**What to do:** Gather from the listing below each line that includes the word "with", and copy it.
** begin Entries **
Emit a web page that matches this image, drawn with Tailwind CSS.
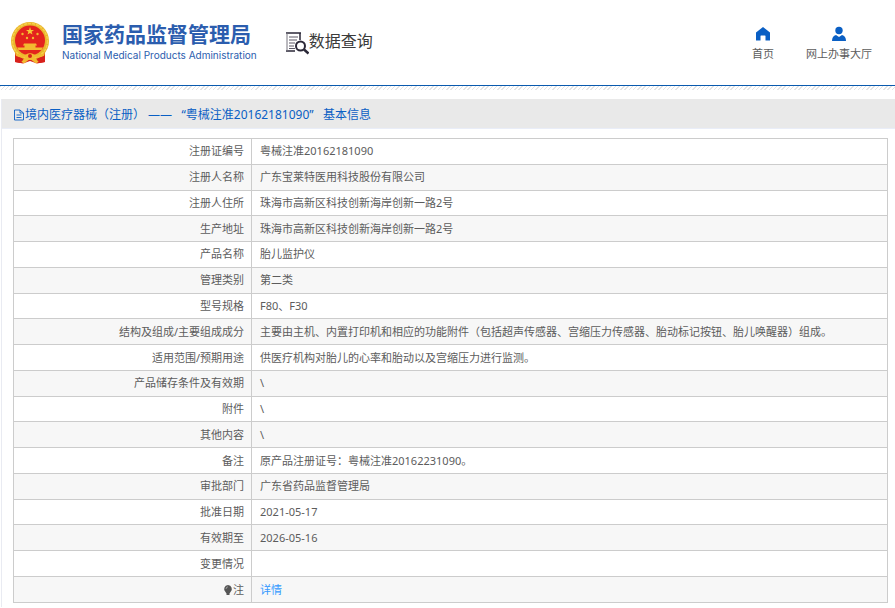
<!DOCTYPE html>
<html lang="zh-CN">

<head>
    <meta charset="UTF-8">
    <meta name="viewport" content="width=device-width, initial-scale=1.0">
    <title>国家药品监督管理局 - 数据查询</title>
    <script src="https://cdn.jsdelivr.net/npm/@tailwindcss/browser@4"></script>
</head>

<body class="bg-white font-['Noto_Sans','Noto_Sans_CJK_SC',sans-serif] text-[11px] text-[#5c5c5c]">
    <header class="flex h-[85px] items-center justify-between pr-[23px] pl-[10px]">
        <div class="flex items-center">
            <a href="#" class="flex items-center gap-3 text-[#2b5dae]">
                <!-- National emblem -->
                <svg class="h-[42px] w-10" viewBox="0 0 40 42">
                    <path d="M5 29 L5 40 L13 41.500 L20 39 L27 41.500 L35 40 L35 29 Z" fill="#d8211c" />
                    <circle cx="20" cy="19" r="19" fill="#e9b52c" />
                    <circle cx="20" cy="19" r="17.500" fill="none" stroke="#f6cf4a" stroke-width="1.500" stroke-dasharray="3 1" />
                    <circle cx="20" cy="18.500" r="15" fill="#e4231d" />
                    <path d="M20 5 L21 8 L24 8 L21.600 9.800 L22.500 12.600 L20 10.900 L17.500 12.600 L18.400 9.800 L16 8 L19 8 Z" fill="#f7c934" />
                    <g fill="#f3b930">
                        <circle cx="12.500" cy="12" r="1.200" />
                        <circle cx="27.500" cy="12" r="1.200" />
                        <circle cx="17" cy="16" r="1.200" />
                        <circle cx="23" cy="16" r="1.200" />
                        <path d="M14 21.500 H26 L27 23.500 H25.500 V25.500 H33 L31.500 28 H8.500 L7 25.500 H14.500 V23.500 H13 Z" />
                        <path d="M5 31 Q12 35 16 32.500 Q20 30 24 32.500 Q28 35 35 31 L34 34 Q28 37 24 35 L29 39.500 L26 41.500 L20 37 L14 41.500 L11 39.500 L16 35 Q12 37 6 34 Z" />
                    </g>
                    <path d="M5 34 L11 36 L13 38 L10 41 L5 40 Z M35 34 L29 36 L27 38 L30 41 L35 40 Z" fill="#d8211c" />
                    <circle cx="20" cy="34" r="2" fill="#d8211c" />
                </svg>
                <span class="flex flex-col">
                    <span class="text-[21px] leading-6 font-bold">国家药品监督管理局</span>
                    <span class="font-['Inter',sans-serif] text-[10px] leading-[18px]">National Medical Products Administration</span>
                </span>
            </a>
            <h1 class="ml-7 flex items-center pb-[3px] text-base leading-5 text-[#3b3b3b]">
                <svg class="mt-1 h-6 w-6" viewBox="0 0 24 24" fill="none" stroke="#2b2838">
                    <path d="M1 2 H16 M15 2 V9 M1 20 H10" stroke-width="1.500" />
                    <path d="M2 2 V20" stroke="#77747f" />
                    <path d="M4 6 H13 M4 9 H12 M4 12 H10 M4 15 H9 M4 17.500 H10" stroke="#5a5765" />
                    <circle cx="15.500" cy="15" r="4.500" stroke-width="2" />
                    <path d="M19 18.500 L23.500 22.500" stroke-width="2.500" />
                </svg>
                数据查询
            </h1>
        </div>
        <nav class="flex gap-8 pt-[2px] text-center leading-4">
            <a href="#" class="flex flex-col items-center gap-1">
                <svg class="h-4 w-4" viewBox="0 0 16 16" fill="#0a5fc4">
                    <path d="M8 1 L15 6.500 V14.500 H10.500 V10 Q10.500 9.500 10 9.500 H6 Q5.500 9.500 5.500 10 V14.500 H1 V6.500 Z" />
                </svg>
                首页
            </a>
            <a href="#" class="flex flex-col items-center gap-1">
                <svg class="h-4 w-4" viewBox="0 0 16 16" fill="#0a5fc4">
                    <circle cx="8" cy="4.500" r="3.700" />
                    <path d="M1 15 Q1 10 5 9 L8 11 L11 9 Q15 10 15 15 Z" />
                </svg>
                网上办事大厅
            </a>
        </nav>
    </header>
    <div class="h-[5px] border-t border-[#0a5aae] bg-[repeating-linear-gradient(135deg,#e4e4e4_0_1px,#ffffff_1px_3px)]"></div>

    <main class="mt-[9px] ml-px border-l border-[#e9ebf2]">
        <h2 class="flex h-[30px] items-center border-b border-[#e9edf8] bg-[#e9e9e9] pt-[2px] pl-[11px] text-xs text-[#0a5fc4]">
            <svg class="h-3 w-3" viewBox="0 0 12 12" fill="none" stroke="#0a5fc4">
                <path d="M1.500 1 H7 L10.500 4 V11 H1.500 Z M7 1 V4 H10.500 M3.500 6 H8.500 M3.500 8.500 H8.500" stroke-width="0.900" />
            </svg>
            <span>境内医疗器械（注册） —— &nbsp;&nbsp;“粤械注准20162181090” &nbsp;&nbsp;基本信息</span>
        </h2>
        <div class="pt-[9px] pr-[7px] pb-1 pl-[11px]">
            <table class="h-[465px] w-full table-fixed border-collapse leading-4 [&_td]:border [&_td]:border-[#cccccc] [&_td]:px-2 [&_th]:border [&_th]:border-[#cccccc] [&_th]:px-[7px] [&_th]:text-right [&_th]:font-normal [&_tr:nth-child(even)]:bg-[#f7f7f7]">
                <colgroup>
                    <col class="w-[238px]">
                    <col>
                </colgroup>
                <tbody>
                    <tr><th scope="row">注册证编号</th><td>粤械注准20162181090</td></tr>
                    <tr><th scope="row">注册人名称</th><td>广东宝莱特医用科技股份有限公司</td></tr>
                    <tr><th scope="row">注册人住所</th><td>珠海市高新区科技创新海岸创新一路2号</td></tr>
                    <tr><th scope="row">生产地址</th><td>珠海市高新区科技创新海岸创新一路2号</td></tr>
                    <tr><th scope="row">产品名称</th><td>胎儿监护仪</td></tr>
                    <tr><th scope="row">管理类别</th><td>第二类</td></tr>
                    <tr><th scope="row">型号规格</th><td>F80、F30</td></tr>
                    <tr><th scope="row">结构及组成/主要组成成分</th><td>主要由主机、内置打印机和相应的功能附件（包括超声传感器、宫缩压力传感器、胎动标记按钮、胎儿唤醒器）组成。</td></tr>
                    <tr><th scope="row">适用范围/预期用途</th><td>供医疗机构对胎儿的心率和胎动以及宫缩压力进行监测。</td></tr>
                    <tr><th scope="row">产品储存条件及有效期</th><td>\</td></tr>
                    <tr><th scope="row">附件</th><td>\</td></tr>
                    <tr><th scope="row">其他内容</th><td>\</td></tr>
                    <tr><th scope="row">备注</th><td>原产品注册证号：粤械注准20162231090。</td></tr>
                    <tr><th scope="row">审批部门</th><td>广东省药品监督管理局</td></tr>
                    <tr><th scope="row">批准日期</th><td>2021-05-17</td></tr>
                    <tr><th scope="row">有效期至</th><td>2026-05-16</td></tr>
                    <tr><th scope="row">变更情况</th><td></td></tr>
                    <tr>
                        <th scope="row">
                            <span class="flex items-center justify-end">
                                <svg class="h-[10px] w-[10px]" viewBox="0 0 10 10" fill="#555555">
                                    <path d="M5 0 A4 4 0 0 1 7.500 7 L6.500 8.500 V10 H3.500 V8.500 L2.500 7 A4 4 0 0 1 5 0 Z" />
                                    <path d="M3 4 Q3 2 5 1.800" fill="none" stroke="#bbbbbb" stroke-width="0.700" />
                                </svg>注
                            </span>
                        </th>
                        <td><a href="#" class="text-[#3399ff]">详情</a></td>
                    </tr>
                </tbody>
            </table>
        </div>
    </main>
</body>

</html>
** end Entries **
** begin Entries **
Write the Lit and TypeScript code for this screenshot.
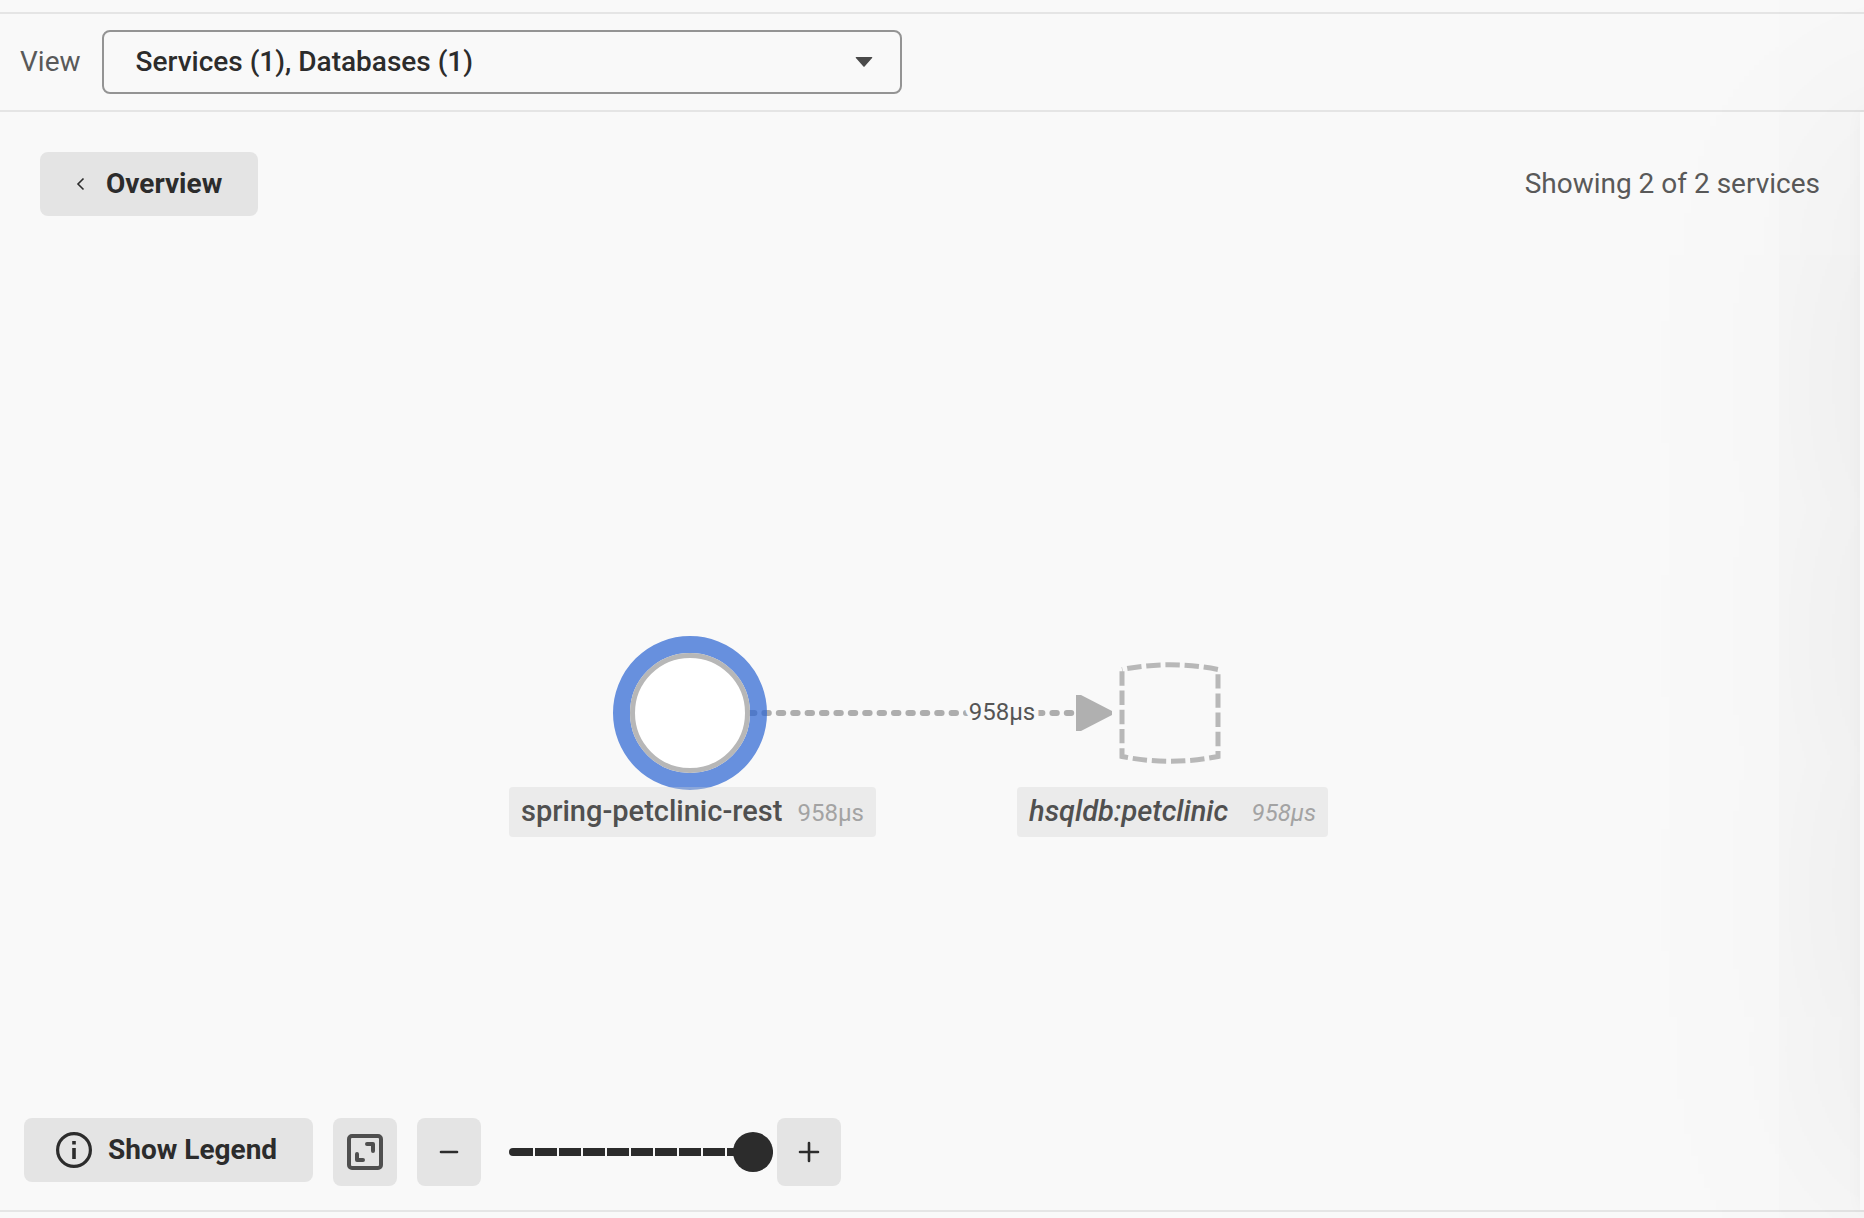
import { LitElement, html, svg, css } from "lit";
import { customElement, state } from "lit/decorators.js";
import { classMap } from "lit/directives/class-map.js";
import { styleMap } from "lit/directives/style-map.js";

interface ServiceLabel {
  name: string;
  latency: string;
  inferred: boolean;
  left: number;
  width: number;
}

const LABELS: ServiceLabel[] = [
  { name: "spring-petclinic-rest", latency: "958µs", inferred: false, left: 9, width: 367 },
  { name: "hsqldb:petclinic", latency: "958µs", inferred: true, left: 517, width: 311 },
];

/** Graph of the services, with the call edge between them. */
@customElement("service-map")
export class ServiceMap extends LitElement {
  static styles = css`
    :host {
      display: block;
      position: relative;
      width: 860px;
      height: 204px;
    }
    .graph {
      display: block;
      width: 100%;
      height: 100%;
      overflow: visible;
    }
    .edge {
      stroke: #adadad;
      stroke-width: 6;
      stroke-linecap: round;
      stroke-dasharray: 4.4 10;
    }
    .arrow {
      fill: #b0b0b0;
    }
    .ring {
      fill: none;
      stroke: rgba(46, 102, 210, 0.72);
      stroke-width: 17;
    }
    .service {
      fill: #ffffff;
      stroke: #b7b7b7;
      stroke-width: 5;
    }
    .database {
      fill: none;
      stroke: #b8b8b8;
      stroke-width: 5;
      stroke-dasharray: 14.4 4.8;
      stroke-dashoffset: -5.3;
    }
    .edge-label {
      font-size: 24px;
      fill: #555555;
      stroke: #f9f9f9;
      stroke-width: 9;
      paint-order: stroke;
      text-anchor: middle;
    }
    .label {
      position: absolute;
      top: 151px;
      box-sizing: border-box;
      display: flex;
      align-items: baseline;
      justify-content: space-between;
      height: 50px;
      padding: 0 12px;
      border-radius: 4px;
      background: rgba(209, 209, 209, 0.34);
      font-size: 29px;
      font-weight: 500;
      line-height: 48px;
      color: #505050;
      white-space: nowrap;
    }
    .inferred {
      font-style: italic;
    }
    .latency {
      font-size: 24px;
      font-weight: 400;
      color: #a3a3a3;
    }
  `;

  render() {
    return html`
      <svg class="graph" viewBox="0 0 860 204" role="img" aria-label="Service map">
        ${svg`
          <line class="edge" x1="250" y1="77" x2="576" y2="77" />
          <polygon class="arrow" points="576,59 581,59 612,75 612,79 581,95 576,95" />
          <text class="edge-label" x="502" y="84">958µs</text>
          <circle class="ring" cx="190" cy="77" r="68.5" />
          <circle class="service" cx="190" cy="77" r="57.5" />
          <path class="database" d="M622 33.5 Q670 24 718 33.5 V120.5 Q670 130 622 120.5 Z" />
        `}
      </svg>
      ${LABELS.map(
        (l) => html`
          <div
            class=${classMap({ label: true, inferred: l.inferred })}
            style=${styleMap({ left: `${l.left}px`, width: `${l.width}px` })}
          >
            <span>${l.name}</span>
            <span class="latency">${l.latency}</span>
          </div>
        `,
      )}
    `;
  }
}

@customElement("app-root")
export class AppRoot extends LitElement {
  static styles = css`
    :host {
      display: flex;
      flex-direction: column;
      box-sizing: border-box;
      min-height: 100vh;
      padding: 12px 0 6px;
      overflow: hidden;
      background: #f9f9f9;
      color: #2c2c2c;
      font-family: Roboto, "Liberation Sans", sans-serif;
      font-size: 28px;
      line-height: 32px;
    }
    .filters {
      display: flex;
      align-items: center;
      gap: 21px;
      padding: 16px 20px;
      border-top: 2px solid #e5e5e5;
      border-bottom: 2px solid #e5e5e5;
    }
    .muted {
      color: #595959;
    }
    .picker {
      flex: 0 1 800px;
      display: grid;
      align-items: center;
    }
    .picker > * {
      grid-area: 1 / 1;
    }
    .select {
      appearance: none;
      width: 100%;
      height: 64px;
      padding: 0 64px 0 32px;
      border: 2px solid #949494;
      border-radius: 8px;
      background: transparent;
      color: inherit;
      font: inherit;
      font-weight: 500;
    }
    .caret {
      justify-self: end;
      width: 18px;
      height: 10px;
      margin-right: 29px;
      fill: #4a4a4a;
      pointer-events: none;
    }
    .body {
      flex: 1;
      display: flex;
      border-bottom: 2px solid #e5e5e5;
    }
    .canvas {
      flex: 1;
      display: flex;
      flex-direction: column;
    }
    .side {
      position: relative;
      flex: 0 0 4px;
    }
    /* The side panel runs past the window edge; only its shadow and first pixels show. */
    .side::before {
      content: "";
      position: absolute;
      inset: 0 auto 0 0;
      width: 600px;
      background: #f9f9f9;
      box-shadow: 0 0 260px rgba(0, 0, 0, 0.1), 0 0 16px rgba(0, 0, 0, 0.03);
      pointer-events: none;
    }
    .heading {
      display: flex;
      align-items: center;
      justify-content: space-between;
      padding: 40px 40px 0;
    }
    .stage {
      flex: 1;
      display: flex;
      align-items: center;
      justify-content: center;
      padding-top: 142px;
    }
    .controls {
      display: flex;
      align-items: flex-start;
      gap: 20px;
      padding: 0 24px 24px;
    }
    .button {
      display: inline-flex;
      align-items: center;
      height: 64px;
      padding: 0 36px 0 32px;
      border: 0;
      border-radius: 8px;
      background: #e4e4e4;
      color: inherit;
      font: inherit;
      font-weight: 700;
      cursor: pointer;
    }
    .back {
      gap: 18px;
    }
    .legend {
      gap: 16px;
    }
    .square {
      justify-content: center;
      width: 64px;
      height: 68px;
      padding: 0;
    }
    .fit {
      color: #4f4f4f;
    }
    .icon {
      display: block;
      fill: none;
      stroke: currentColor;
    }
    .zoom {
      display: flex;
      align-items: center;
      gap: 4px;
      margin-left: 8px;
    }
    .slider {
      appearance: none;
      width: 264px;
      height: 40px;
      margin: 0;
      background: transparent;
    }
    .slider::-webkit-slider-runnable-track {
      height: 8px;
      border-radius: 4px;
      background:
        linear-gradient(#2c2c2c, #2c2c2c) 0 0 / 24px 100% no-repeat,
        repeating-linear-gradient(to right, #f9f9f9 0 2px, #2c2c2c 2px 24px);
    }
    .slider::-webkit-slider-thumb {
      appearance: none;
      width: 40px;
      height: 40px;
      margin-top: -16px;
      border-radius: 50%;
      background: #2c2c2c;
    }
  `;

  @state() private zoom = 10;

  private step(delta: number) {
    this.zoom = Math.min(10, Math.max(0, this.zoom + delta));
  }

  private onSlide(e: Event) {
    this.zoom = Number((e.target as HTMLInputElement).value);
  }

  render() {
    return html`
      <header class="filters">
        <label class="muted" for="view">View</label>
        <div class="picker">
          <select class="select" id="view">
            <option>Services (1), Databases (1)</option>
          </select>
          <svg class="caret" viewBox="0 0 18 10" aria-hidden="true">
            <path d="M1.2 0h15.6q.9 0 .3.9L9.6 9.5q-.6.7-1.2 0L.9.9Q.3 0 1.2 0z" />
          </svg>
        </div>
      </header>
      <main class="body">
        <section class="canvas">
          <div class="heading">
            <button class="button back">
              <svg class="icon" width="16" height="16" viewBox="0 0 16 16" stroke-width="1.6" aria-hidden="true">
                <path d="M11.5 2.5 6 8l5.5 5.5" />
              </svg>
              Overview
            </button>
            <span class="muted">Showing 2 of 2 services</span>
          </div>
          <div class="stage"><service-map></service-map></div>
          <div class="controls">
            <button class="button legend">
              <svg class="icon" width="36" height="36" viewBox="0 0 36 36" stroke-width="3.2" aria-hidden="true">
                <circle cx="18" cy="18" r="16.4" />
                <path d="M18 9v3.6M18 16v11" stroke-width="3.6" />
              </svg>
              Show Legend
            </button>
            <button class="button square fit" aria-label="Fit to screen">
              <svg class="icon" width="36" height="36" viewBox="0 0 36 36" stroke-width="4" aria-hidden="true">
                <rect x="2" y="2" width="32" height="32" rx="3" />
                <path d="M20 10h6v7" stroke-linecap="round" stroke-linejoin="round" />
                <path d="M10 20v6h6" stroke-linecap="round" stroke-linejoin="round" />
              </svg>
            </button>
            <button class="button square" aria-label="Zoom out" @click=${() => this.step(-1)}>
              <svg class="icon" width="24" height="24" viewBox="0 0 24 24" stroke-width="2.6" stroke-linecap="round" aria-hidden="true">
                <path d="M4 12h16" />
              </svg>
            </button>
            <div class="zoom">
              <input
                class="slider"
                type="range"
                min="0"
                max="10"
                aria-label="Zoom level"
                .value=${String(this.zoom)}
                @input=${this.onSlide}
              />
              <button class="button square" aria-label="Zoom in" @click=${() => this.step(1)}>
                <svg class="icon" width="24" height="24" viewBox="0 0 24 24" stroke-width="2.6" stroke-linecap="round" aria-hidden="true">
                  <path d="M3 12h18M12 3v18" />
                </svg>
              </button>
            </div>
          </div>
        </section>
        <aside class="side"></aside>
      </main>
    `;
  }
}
** end Entries **
**Task solution:**
Emit a web page that matches this image, drawn with Tailwind CSS.
/** Graph of the services, with the call edge between them. */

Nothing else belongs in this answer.